Are we? I've never written a line of Julia in my life but the impression that I get is that this isn't intended to be a general-purpose language:

> Of course, one might argue that Julia is not intended to be a general-purpose programming language, but a language for numerical computing.

> As has been pointed out elsewhere “Base APIs outside of the niche Julia targets often don’t make sense” and the general-purpose APIs are somewhat limited.

The Julia webpage has 6 tabs listing features, and 5 of them are about numerics. The 6th says "General Purpose", but it's mostly about FFI.




Julia is intended to be (and already is) a general purpose programming language. What it does not try to be is a language that tries to be good for every purpose. Python for example is a general purpose programming language but you wouldn't use it to write kernel modules, and likewise you wouldn't use C to write your simple website (even though you obviously can). A language that tries to be everything to everyone will either be too bloated and complex, or lack the included batteries for pretty much anything.

Even if we don't use technicalities, Julia is a very powerful language that allows people to extend it for purposes it was not built for. If it didn't support JSON, you could write a JSON type as integrated and fast as what the stdlib offers, it's metaprogramming/multiple dispatch paradigm allows for easily creating frameworks for many purposes and while numerical processing gets special attention the language will still outperform in terms of speed most dynamic languages in any domain.
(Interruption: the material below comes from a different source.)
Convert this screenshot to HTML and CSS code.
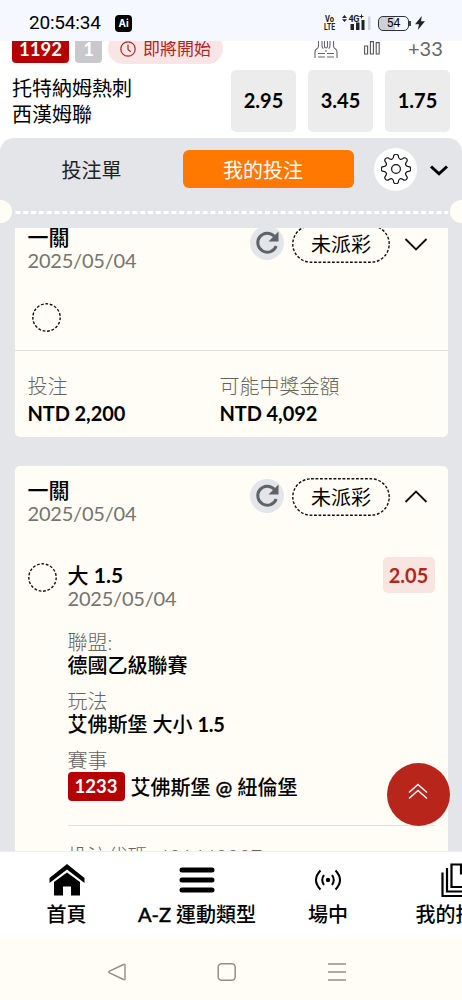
FILE: index.html
```html
<!DOCTYPE html>
<html lang="zh-Hant">
<head>
<meta charset="utf-8">
<title>我的投注</title>
<link rel="stylesheet" href="styles.css">
</head>
<body>
<div class="phone">
  <header class="status">
    <span class="clock">20:54:34</span>
    <span class="ai">Ai</span>
    <svg class="volte" width="12" height="16" viewBox="0 0 12 16"><text x="1" y="7" textLength="9" lengthAdjust="spacingAndGlyphs">Vo</text><text x="0" y="15" textLength="11" lengthAdjust="spacingAndGlyphs">LTE</text></svg>
    <svg class="signal" width="29" height="18" viewBox="0 0 29 18">
      <path d="M2.500 1L5 4H0zM2.500 8L0 5.300H5z" fill="#222"/>
      <text x="6.500" y="8" class="net">4G</text>
      <path d="M17.500 2.500h4M19.500 .5v4" stroke="#222" stroke-width="1"/>
      <path d="M8.500 10h3.500v6H8.500zM14 8.500h3.500V16H14zM19.500 6h3v10h-3z" fill="#222"/>
      <path d="M26 2.500h2.500V16H26z" fill="#cfd2d6"/>
    </svg>
    <span class="battery">54</span><i class="cap"></i>
    <svg class="bolt" width="10" height="14" viewBox="0 0 10 14"><path d="M6.800 0L0 8.200h4L2.800 14L10 5.300H6z" fill="#222"/></svg>
  </header>

  <section class="match">
    <div class="match-top">
      <span class="code">1192</span>
      <span class="code count">1</span>
      <span class="soon">
        <svg width="16" height="16" viewBox="0 0 16 16" fill="none" stroke="#b3261e" stroke-width="1.200"><circle cx="8" cy="8" r="7.200"/><path d="M8 3.500V8.500L10.700 10.700"/></svg>
        即將開始
      </span>
      <svg class="people" width="24" height="20" viewBox="0 0 24 20" fill="none" stroke="#666" stroke-width="1.100"><path d="M4.500 3V8Q4.500 10 2.500 11Q1 12 1 14V20M8 3V7.500Q8 10 9.500 10.500M10.500 3V8Q10.500 10 12 10Q13.500 10 13.500 8V3M16 3V7.500Q16 10 14.500 10.500M19.500 3V8Q19.500 10 21.500 11Q23 12 23 14V20M4 15.500H11M13 15.500H20M4 19H11M13 19H20M12 12V14"/></svg>
      <svg class="bars" width="16" height="15" viewBox="0 0 16 15" fill="none" stroke="#555" stroke-width="1.100"><path d="M.6 5h3v8H.6zM6.400 .6h3V13h-3zM12.200 1.600h3V13h-3z"/></svg>
      <span class="more">+33</span>
    </div>
    <div class="match-main">
      <div class="teams"><div>托特納姆熱刺</div><div>西漢姆聯</div></div>
      <div class="odds"><div class="odd">2.95</div><div class="odd">3.45</div><div class="odd">1.75</div></div>
    </div>
  </section>

  <main class="panel">
    <div class="tabs">
      <div class="tab">投注單</div>
      <div class="tab active">我的投注</div>
      <div class="gear"><svg width="30" height="30" viewBox="0 0 30 30" fill="none" stroke="#111" stroke-width="1.200" stroke-linejoin="round"><circle cx="15" cy="15" r="4.400"/><path d="M28.600 12.800A2.700 2.700 0 0 1 28.600 17.200Q22 17.900 26.200 23.100A2.700 2.700 0 0 1 23.100 26.200Q17.900 22 17.200 28.600A2.700 2.700 0 0 1 12.800 28.600Q12.100 22 6.900 26.200A2.700 2.700 0 0 1 3.800 23.100Q8 17.900 1.400 17.200A2.700 2.700 0 0 1 1.400 12.800Q8 12.100 3.800 6.900A2.700 2.700 0 0 1 6.900 3.800Q12.100 8 12.800 1.400A2.700 2.700 0 0 1 17.200 1.400Q17.900 8 23.100 3.800A2.700 2.700 0 0 1 26.200 6.900Q22 12.100 28.600 12.800z"/></svg></div>
      <svg class="collapse" width="18" height="11" viewBox="0 0 18 11" fill="none" stroke="#000" stroke-width="3"><path d="M1 1.500L9 8.800L17 1.500"/></svg>
    </div>
    <div class="tear"><i class="notch"></i><svg class="perf" width="438" height="4" viewBox="0 0 438 4"><path d="M3.500 2.500H436" stroke="#fff" stroke-width="3" stroke-dasharray="4.800 3"/></svg><i class="notch right"></i></div>

    <div class="tickets">
      <article class="card">
        <div class="card-head">
          <div class="heading"><div class="title">一關</div><div class="date">2025/05/04</div></div>
          <span class="refresh"><svg width="26" height="26" viewBox="0 0 26 26"><path d="M20.300 6.300A9.500 9.500 0 1 0 22.200 16" fill="none" stroke="#5f6368" stroke-width="3"/><path d="M24.500 1.500V11.500H14.500z" fill="#5f6368"/></svg></span>
          <span class="pill"><svg class="outline" width="98" height="38" viewBox="0 0 98 38"><rect x=".8" y=".8" width="96.400" height="36.400" rx="18.200"/></svg>未派彩</span>
          <svg class="chev" width="24" height="14" viewBox="0 0 24 14" fill="none" stroke="#111" stroke-width="1.900"><path d="M1.500 2L12 12.500L22.500 2"/></svg>
        </div>
        <div class="pending"><svg class="ring" width="29" height="29" viewBox="0 0 29 29"><circle cx="14.500" cy="14.500" r="13.700"/></svg></div>
        <div class="stakes">
          <div class="stake"><div class="label">投注</div><div class="amount">NTD 2,200</div></div>
          <div class="stake"><div class="label">可能中獎金額</div><div class="amount">NTD 4,092</div></div>
        </div>
      </article>

      <article class="card open">
        <div class="card-head">
          <div class="heading"><div class="title">一關</div><div class="date">2025/05/04</div></div>
          <span class="refresh"><svg width="26" height="26" viewBox="0 0 26 26"><path d="M20.300 6.300A9.500 9.500 0 1 0 22.200 16" fill="none" stroke="#5f6368" stroke-width="3"/><path d="M24.500 1.500V11.500H14.500z" fill="#5f6368"/></svg></span>
          <span class="pill"><svg class="outline" width="98" height="38" viewBox="0 0 98 38"><rect x=".8" y=".8" width="96.400" height="36.400" rx="18.200"/></svg>未派彩</span>
          <svg class="chev" width="24" height="14" viewBox="0 0 24 14" fill="none" stroke="#111" stroke-width="1.900"><path d="M1.500 12L12 1.500L22.500 12"/></svg>
        </div>
        <div class="selection">
          <svg class="ring" width="29" height="29" viewBox="0 0 29 29"><circle cx="14.500" cy="14.500" r="13.700"/></svg>
          <div class="detail">
            <div class="pick"><div><div class="title">大 <b>1.5</b></div><div class="date">2025/05/04</div></div><span class="price">2.05</span></div>
            <div class="field"><div class="label">聯盟:</div><div class="value">德國乙級聯賽</div></div>
            <div class="field"><div class="label">玩法</div><div class="value">艾佛斯堡 大小 <b>1.5</b></div></div>
            <div class="field event"><div class="label">賽事</div><div class="value"><span class="code">1233</span><span>艾佛斯堡 <span class="latin">@</span> 紐倫堡</span></div></div>
            <div class="label ref">投注代碼: 401440007</div>
          </div>
        </div>
      </article>
    </div>
    <div class="to-top"><svg width="20" height="17" viewBox="0 0 20 17" fill="none" stroke="#fff" stroke-width="1.400"><path d="M1 9.500L10 1.500L19 9.500M1 15.500L10 7.500L19 15.500"/></svg></div>
  </main>

  <nav class="nav">
    <div class="item home"><svg width="36" height="32" viewBox="0 0 36 32"><path d="M.5 14L18 0L35.500 14V19L18 5.500L.5 19z"/><path d="M5 18L18 8.500L31 18V31.500H22V22.500H14V31.500H5z"/></svg><span>首頁</span></div>
    <div class="item sports"><svg width="36" height="32" viewBox="0 0 36 32"><path d="M3 6H33M3 16H33M3 26H33" stroke="#000" stroke-width="5" stroke-linecap="round"/></svg><span><span class="latin">A-Z</span> 運動類型</span></div>
    <div class="item live"><svg width="28" height="32" viewBox="0 0 28 32" fill="none" stroke="#000" stroke-width="2"><circle cx="14" cy="16" r="2.200" fill="#000" stroke="none"/><path d="M10 11Q6.500 16 10 21M18 11Q21.500 16 18 21M6.500 6.500Q-2.500 16 6.500 25.500M21.500 6.500Q30.500 16 21.500 25.500"/></svg><span>場中</span></div>
    <div class="item mine"><svg width="34" height="34" viewBox="0 0 34 34" fill="none" stroke="#000" stroke-width="2.200"><path d="M10.500 1.500H25L32 8.500V24H10.500zM20 2V10.500H32M6 5V28.500H27M1.500 9.500V33H22"/></svg><span>我的投注</span></div>
  </nav>
  <footer class="system">
    <svg width="18" height="18" viewBox="0 0 18 18" fill="none" stroke="#918f88" stroke-width="1.400"><path d="M15.500 1.500Q17 .7 17 2.300V15.700Q17 17.300 15.500 16.500L1.500 10Q0 9 1.500 8z"/></svg>
    <svg width="20" height="18" viewBox="0 0 20 18" fill="none" stroke="#918f88" stroke-width="1.500"><rect x="1.200" y=".8" width="17" height="16.400" rx="3.500"/></svg>
    <svg width="18" height="18" viewBox="0 0 18 18" fill="none" stroke="#918f88" stroke-width="1.400"><path d="M0 1H18M0 9H18M0 17H18"/></svg>
  </footer>
</div>
</body>
</html>
```

FILE: styles.css
```css
* { box-sizing: border-box; }
body {
  margin: 0;
  font: 400 20px/24px Lato, "Noto Sans CJK TC", sans-serif;
  color: #000;
  background: #fff;
}
svg { display: block; flex: none; }
.phone { width: 462px; height: 1000px; overflow: hidden; display: flex; flex-direction: column; }

.status { height: 41px; flex: none; background: #f5f9ff; display: flex; align-items: center; padding: 5px 0 0 29px; }
.clock { width: 86px; font: 400 19px/24px Roboto, sans-serif; letter-spacing: -.2px; white-space: nowrap; }
.ai { width: 17px; height: 17px; border-radius: 4px; background: #000; color: #fff; font: 700 10px/17px Inter, sans-serif; text-align: center; }
.volte { margin-left: 192px; font: 700 8.500px Roboto, sans-serif; fill: #222; }
.signal { margin-left: 6px; }
.net { font: 700 9px Roboto, sans-serif; fill: #222; letter-spacing: -.5px; }
.battery { margin-left: 7px; width: 31px; height: 15px; border: 1px solid #333; border-radius: 5px; font: 400 12px/13px Roboto, sans-serif; text-align: center; background: linear-gradient(90deg, #cdd0d5 54%, transparent 54%); }
.cap { width: 1.500px; height: 5px; background: #444; }
.bolt { margin-left: 4px; }

.match { height: 97px; flex: none; overflow: hidden; background: #fff; padding: 0 12px; }
.match-top { height: 30px; margin-top: -8px; display: flex; align-items: center; }
.code { display: block; width: 57px; height: 29px; flex: none; border-radius: 4px; background: #b50000; color: #fff; font-weight: 700; font-size: 18.500px; line-height: 29px; text-align: center; }
.match-top .code { line-height: 31px; }
.match-top .count { width: 27px; margin-left: 6px; background: #c8c8cd; }
.soon { display: flex; align-items: center; gap: 7px; width: 115px; height: 31px; margin: 1px 0 0 6px; padding: 0 0 0 12px; border-radius: 16px; background: #f9e5e5; color: #b3261e; font-size: 17px; white-space: nowrap; }
.people { margin-left: 91px; }
.bars { margin: 0 28px 0 26px; }
.more { color: #666; line-height: 24px; }
.match-main { display: flex; margin-top: 7px; }
.teams { width: 219px; flex: none; padding-top: 5px; line-height: 26px; }
.odds { display: flex; gap: 12px; }
.odd { width: 65px; height: 62px; border-radius: 5px; background: #ececec; font-weight: 700; line-height: 61px; text-align: center; }

.panel { position: relative; height: 713px; flex: none; background: #e3e5e8; border-radius: 14px 14px 0 0; display: flex; flex-direction: column; }
.tabs { height: 62px; flex: none; display: flex; align-items: center; }
.tab { width: 183px; text-align: center; color: #222; padding-top: 1px; }
.tab.active { width: 171px; height: 38px; line-height: 38px; border-radius: 6px; background: #ff7800; color: #fff; padding-right: 11px; }
.gear { width: 43px; height: 43px; margin-left: 20px; border-radius: 50%; background: #fff; display: grid; place-items: center; }
.collapse { margin: 2px 0 0 13px; }
.tear { height: 28px; flex: none; display: flex; align-items: center; padding-bottom: 5px; }
.notch { width: 12px; height: 23px; flex: none; border-radius: 0 12px 12px 0; background: #fffdf5; }
.notch.right { border-radius: 12px 0 0 12px; }
.tickets { height: 623px; overflow: hidden; padding: 0 14.500px; }

.card { background: #fffdf5; border-radius: 5px; height: 224px; margin-top: -15px; }
.card.open { height: 500px; margin-top: 29px; }
.card-head { display: flex; padding: 12px 0 0 13px; height: 74px; }
.heading { width: 222.500px; }
.title { line-height: 23px; font-size: 21px; font-weight: 500; }
.date { line-height: 24px; color: #75746f; letter-spacing: -.2px; }
.refresh { width: 34px; height: 34px; margin-top: 1px; border-radius: 50%; background: #e3e5e8; display: grid; place-items: center; }
.pill { position: relative; width: 98px; height: 38px; margin-left: 8px; text-align: center; line-height: 38px; }
.outline { position: absolute; inset: 0; }
.outline, .ring { fill: none; stroke: #111; stroke-width: 1.400px; stroke-dasharray: 2.800px 1.700px; }
.chev { margin: 12px 0 0 14px; }
.pending { height: 64px; padding: 16px 0 0 17px; border-bottom: 1.500px solid #e2e1dc; }
.stakes { display: flex; padding: 23px 0 0 13px; }
.stake { width: 192px; }
.label { color: #65645f; font-weight: 300; line-height: 24px; }
.amount { font-weight: 700; line-height: 30px; letter-spacing: -.1px; }
.selection { display: flex; padding: 17px 13px 0; }
.selection .ring { margin-top: 6px; }
.detail { flex: 1; padding-left: 11px; }
.pick { display: flex; justify-content: space-between; padding-top: 6px; height: 73px; }
.price { width: 52px; height: 36px; margin-top: -6px; border-radius: 5px; background: #f8e5df; color: #b3261e; font-weight: 700; line-height: 37px; text-align: center; }
.field { height: 59px; }
.field .value { line-height: 23px; font-weight: 500; }
.field .value b { letter-spacing: -.4px; }
.event { height: 78px; border-bottom: 1.500px solid #e2e1dc; }
.event .value { display: flex; gap: 6px; line-height: 30px; white-space: pre; }
.latin { -webkit-text-stroke: .4px #000; }
.ref { padding-top: 18px; }
.to-top { position: absolute; left: 386.500px; top: 625px; width: 63px; height: 63px; border-radius: 50%; background: #b7251b; display: grid; place-items: center; padding-bottom: 6px; }

.nav { height: 86px; flex: none; background: #fff; display: flex; overflow: hidden; border-top: 1px solid #eee; }
.item { flex: none; display: flex; flex-direction: column; align-items: center; padding-top: 12px; font-weight: 500; white-space: nowrap; }
.item > span { padding-top: 6px; }
.home { width: 133px; }
.sports { width: 128px; }
.live { width: 134px; }
.mine { width: 121px; }
.mine svg { margin-left: 4px; margin-top: -1px; }
.mine > span { padding-top: 5px; }
.system { flex: 1; background: #fffdf5; display: flex; align-items: center; gap: 91px; padding: 7px 0 0 108px; }
```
And I do think short scripts are within Julia's main targets and are merely victims of the fact that the language is still too young and the battles the devs chose to fight within that limited time (and either AoT options or an interpreter that runs code while it's compiling could solve it really well for example, but both would require a lot of time and work which could be used for other features).



The poster said "(even though you obviously can)".

People will try all sorts of weird language experiments, so it's no surprise those libraries exist. But do you really expect a significant number of web developers to shift over to C, just because it's technically possible?


How do think many IoT devices serve their Admin UI?


I did generalize above, but when I said "simple website" I really meant the usual simple website one the web, not firmware/embedded stuff. I kinda said that because I already wrote one in C including a basic CGI library, as well as a mid-sized one with Rails, and the difference clearly falls into "C doesn't try to be good at website creation, but you can obviously do it" (and in some occasions you just have to). I'd also add that Roller Coaster Tycoon was written in Assembly, but it's not a language that is particularly good for game dev in general (but still a completely general purpose programming language).

Micropython is not really python (which by definition is defined by PEP and CPython implementation), it's a language largely similar to python 3 since you can't just pick a python program or library and run on it at all times, but it's not really a relevant discussion (and it's nice to have multiple variants of a language you like that are good for multiple purposes, which solves the bloat problem as long as you use only one of them at a time).

Regardless, I hope Julia gets to the point that you can target as many places as some of those languages even if it's not nearly the best in each domain (like WASM, embedded, OS stuff, shared libraries).


Actually Assembly is how most 8 and 16 bit titles were written on, higher level languages were the Unity from 80-90's gamedev scene, Roller Coster Tycoon isn't alone.

I get your point, though.


I have no idea, and I don't really see how relevant this is to the original remark that you responded to.


They are written in C unless they are powerfull enough to hold something else, like Cisco does with Chicken Scheme on their routers.

https://www.micrium.com/rtos/tcpip/

Quoting the relevant quote "you wouldn't use C to write your simple website", except that is exacly what EE does when on device memory is measured in KB.

C++ would be safer, but the C89 culture reigns in such domains.